On Saturday, priests at the headquarters of the Armenian Apostolic Church in Echmiadzin near Yerevan, assessing reports from parishes in the region, also said that they expect the toll to reach 100,000.
“We have some churches where 90% of the people are dead or missing without a trace,” one priest said by telephone. “There are others where they are now burying 300, 400 and even 500 people. The loss of life has been huge.”
In an image that summed up the scope of the tragedy even more poignantly than the photos of the vast physical damage, Soviet television Saturday evening showed hundreds of caskets, piled 10 high, awaiting burial in Leninakan. In an outlying village, bodies wrapped only in blankets were being carried to the local cemetery.
A man, sobbing hysterically and barely able to walk, was being led away from the cemetery. “How many people we’ve seen in this condition in the past few days!” a television correspondent commented.
Medicine, food, tents, clothing and other equipment is being airlifted into Yerevan and Leninakan in a massive relief effort organized by Premier Ryzhkov and other members of the Communist Party’s ruling Politburo.

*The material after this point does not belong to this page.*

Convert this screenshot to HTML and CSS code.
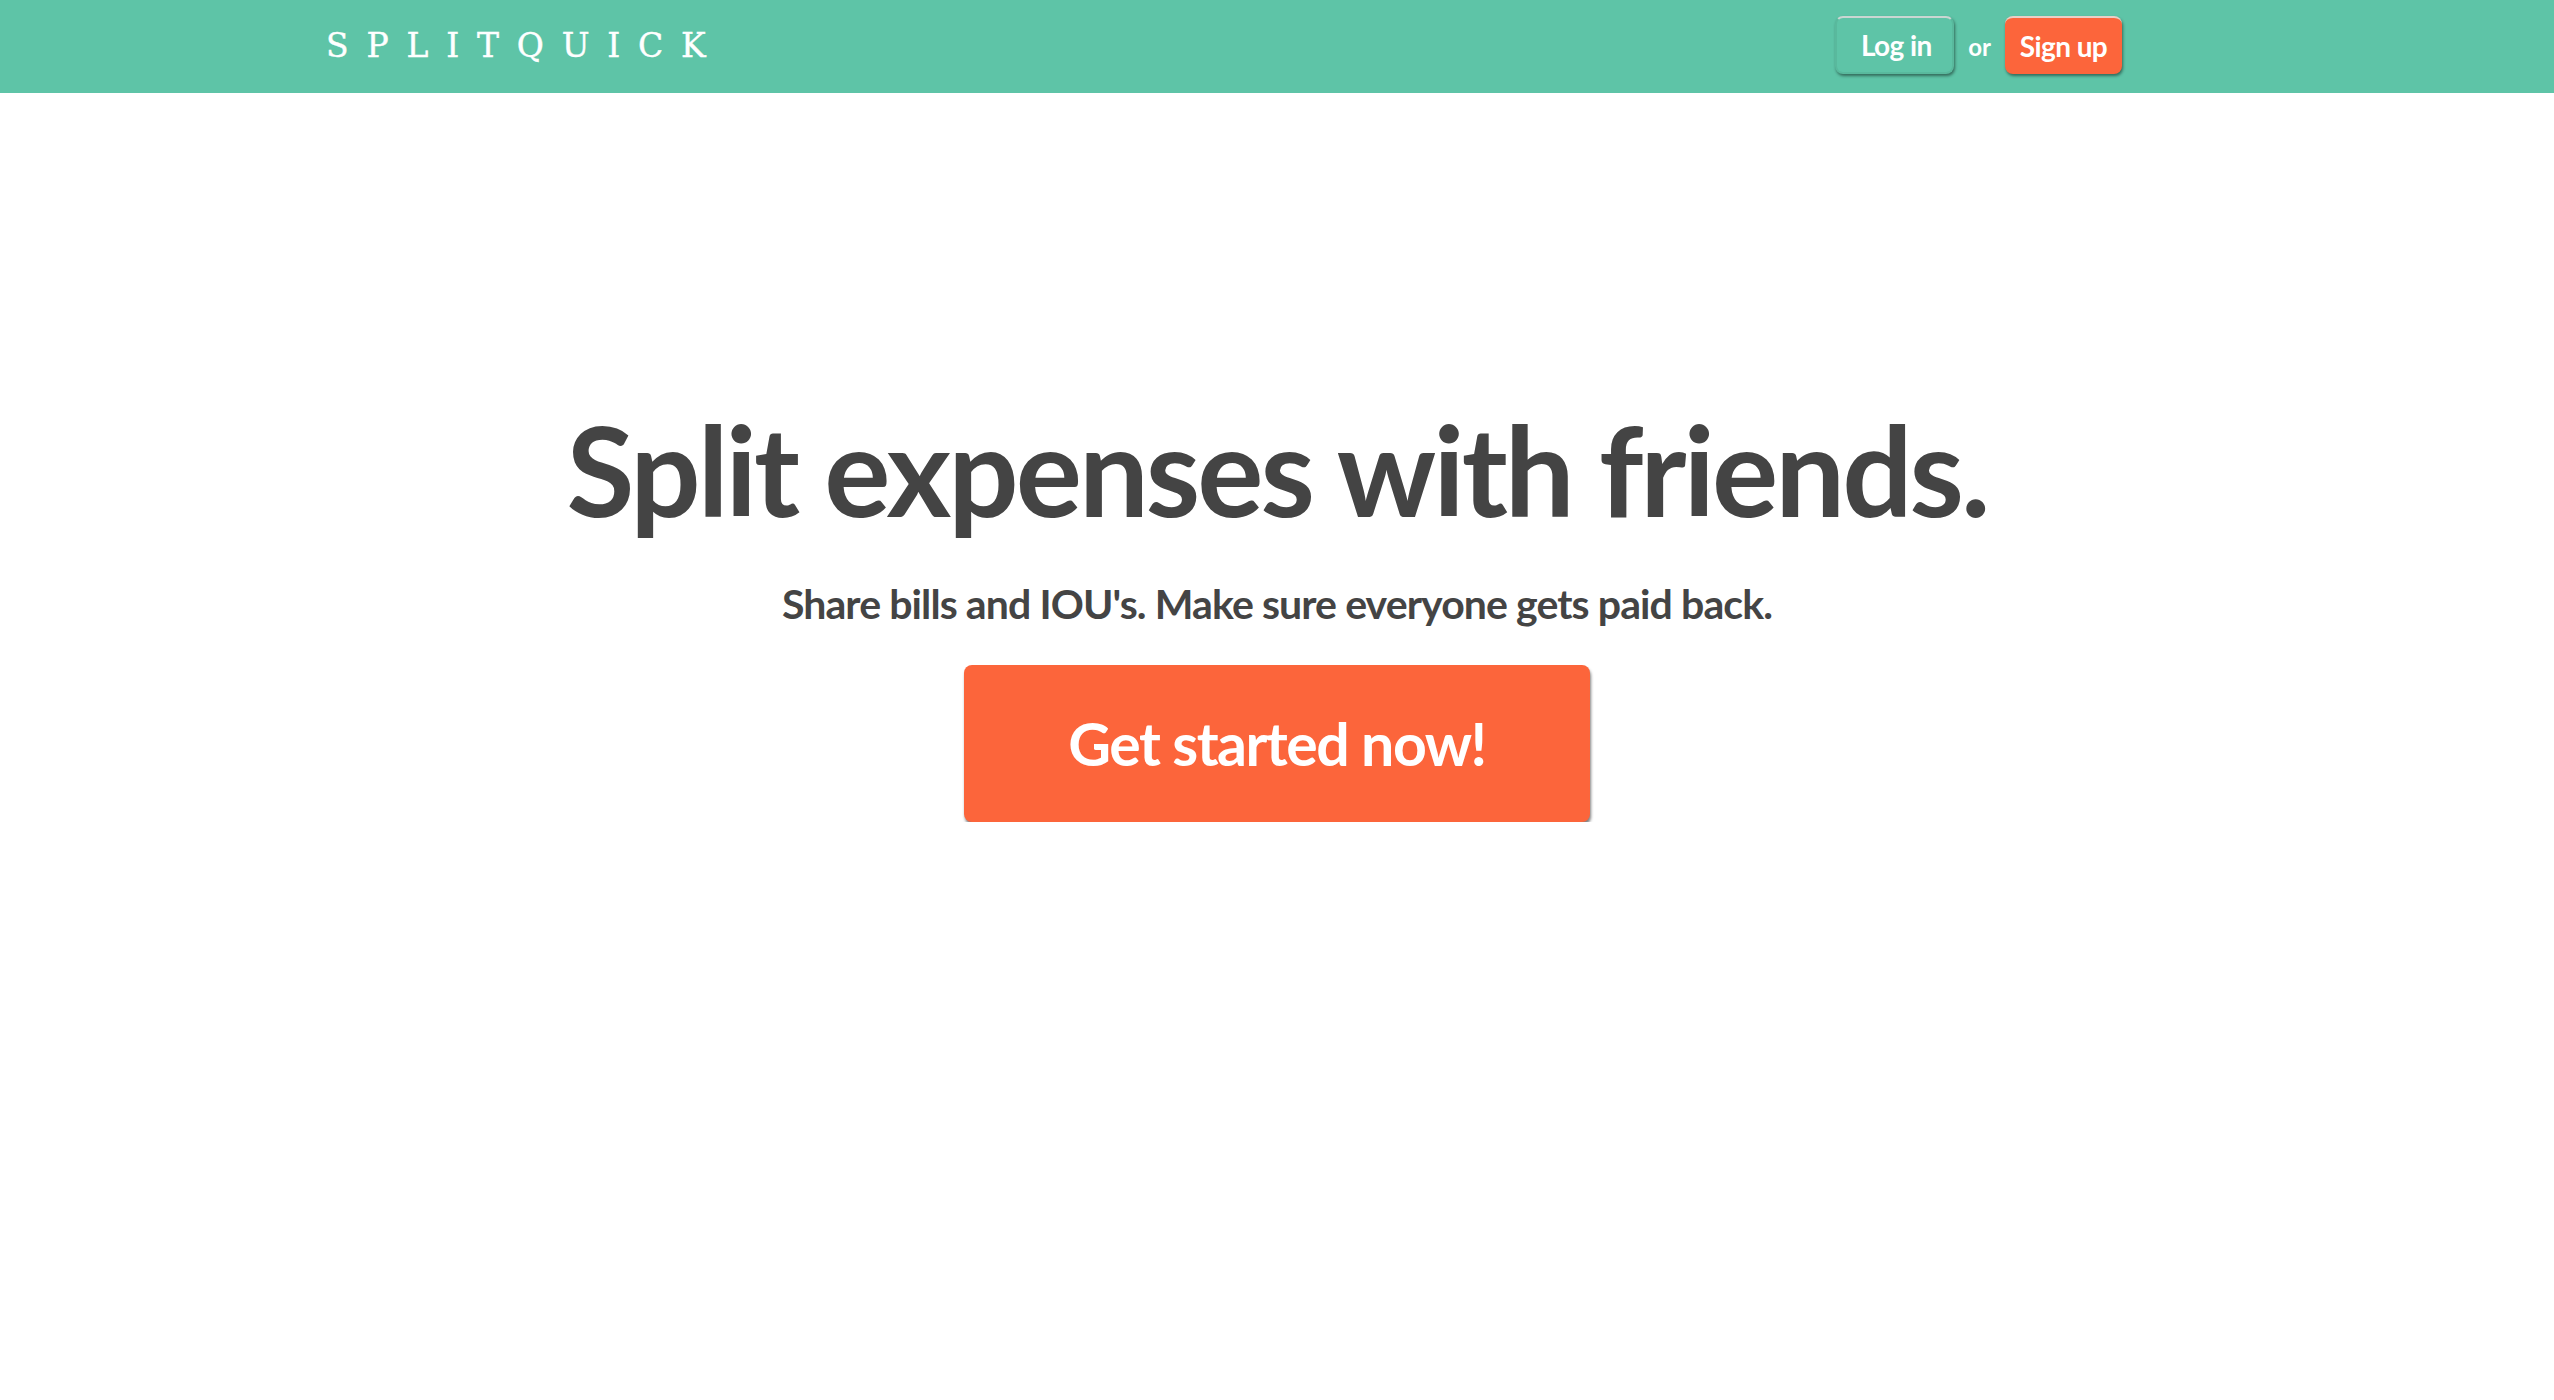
FILE: index.html
```html
<!DOCTYPE html>
<html lang="en">
<head>
<meta charset="utf-8">
<title>SplitQuick</title>
<link rel="stylesheet" href="styles.css">
</head>
<body>
<header class="topbar">
  <div class="topbar-inner">
    <a class="logo" href="#">SPLITQUICK</a>
    <nav class="auth">
      <a class="btn btn-login" href="#">Log in</a>
      <span class="or">or</span>
      <a class="btn btn-signup" href="#">Sign up</a>
    </nav>
  </div>
</header>
<main class="hero">
  <h1 class="hero-title">Split expenses with friends.</h1>
  <p class="hero-sub">Share bills and IOU's. Make sure everyone gets paid back.</p>
  <a class="btn-cta" href="#">Get started now!</a>
</main>
</body>
</html>
```
FILE: styles.css
```css
* { box-sizing: border-box; }
html, body { margin: 0; padding: 0; background: #fff; }
body { font-family: Lato, "Open Sans", sans-serif; color: #444; }
a { text-decoration: none; }

.topbar {
  background: #5ec4a7;
  height: 93px;
}
.topbar-inner {
  height: 100%;
  display: flex;
  align-items: center;
  justify-content: space-between;
  padding: 0 432px 0 326px;
}
.logo {
  font-family: "DejaVu Serif", serif;
  font-size: 33px;
  letter-spacing: 17.8px;
  color: #fff;
  line-height: 1;
  -webkit-text-stroke: 0.4px #fff;
  margin-top: -2px;
}
.auth {
  display: flex;
  align-items: center;
  gap: 12px;
  margin-top: -4px;
}
.btn {
  display: inline-flex;
  align-items: center;
  justify-content: center;
  height: 58px;
  border-radius: 8px;
  color: #fff;
  font-weight: 700;
  font-size: 28px;
  letter-spacing: -0.6px;
  box-shadow: 1px 2px 3px rgba(0,0,0,0.45);
}
.btn-login {
  width: 119px;
  background: #5ec4a7;
  border: 2px solid #59b99d;
  border-top-color: #c9d6d2;
  padding-left: 3px;
}
.btn-signup {
  width: 117px;
  background: #fc653b;
  border-top: 2px solid #e9cfc6;
}
.or {
  color: #fff;
  font-weight: 700;
  font-size: 24px;
  margin: 4px 2px 0;
}

.hero {
  display: flex;
  flex-direction: column;
  align-items: center;
  padding-top: 314px;
}
.hero-title {
  margin: 0;
  font-size: 124px;
  font-weight: 700;
  letter-spacing: -3px;
  line-height: 1;
  color: #444;
}
.hero-sub {
  margin: 48px 0 0;
  font-size: 41px;
  line-height: 1.2;
  font-weight: 700;
  letter-spacing: -0.9px;
  color: #444;
}
.btn-cta {
  margin-top: 37px;
  width: 626px;
  height: 157px;
  display: flex;
  align-items: center;
  justify-content: center;
  background: #fc653b;
  color: #fff;
  border-radius: 8px;
  font-size: 59px;
  font-weight: 700;
  letter-spacing: -1.5px;
  box-shadow: 1px 3px 3px rgba(0,0,0,0.5);
}
```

“It is like a war front, a vast war front,” Yevgeny I. Chazov, the Soviet health minister, said on Radio Moscow. “That’s the scale of the destruction, that’s the scale of the casualties and that’s the scale of the effort required from us.”
More than 500 of the country’s top physicians and surgeons, many of them trauma specialists, have been sent to Yerevan, 200 medical teams are combing the countryside where many injured have been found and 500 military doctors are manning field hospitals.
With the destruction of virtually every hospital and clinic in the region, Nikiforov said there is an urgent need for medical equipment from abroad. The Soviet Union is also appealing, he said, for drugs and other medical supplies, including disposable syringes, that could be airlifted to the region.
“This is very important--it is the main need we have now,” he told a press conference. “We would be very grateful for international assistance on this.”
Enough Medical Personnel
Although Soviet officials said they have sufficient medical personnel on the scene, they said foreign specialists in treating the “crush syndrome” are urgently needed to work in Yerevan and at other medical centers, including Moscow, Leningrad and Kiev, where survivors are being taken for treatment. Specialists in treating burns and in the operation of artificial kidney equipment are also being sought abroad.
Thirteen special international flights, including the first from the United States, were to land at Yerevan on Saturday, bringing medical supplies and equipment; five had come in on Friday. Fifty other international flights brought relief supplies to Moscow for transshipment to Armenia on smaller aircraft.
The Soviet air force has assigned 80 large transport planes to ferry in medicines, food and other supplies, according to Soviet officials, and planes are landing at Leninakan airport at the rate of 180 a day.
Special trains carrying fuel and other supplies are being prepared.